Wow. Non-citizens in particular do not have a voting interest so getting worked up that their geographical distribution would be ignored in districting questions hardly seems to rise to any kind of rank injustice, except that the physical distribution of non-citizens in the United States is believed to advantage one political party? Seriously?
You have to have a voting interest in order to see it as rank injustice that your area’s elected state and federal legislative representatives aren’t YOUR representatives, and that you don’t have any representatives? I mean … who knew?
So if you’re a legal immigrant but not yet a citizen, who pays state, federal and local taxes (including property taxes, either directly or via rent payments), and you have, say, two kids, who may or may not have been born in this country, you shouldn’t consider it rank injustice that your area’s elected state and federal legislators don’t, by law, give a damn about you?
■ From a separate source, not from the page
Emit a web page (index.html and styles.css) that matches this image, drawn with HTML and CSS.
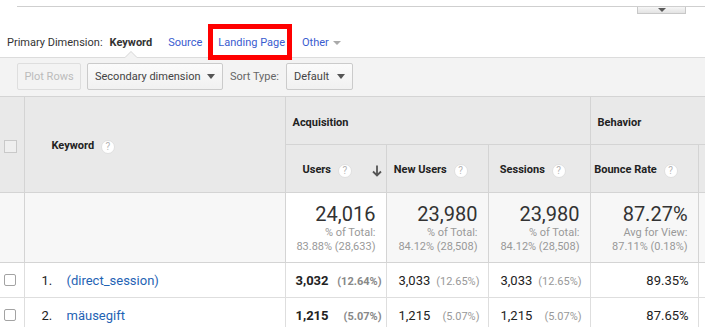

Good thing about the 19th and 26th amendments giving women and people aged 18 to 21 the right to vote. Cuz otherwise their state and federal legislators wouldn’t have to be concerned with, y’know, their interests. And we won’t go back as far as the 15th Amendment in this discussion.
Sorta funny that no one for more than two centuries ever thought to argue this, until the modern Conservative Legal Movement in which five Supreme Court justices who are aggressive members of the Movement teamed up with Wingnut Welfare (Paul Krugman’s extremely apt term) legal think tanks to fabricate a lawsuit making this claim.
Drop dead.
Bev:
“Non-citizens in particular do not have a voting interest”
True, but the Repubs always have plan B. It matters mostly about who they can disqualify which is their real intent. This comes in the form of IDs and few places far apart to obtain them and how many other IDs one needs to prove who you are, etc. I am leery of laws passed for no reason.
Just get rid of districts altogether.
If you have 10 congresscritters, you get ten votes. Cast them any way you like. Ten-for-one or one-for-ten, makes no difference. Top ten vote-getters get seats.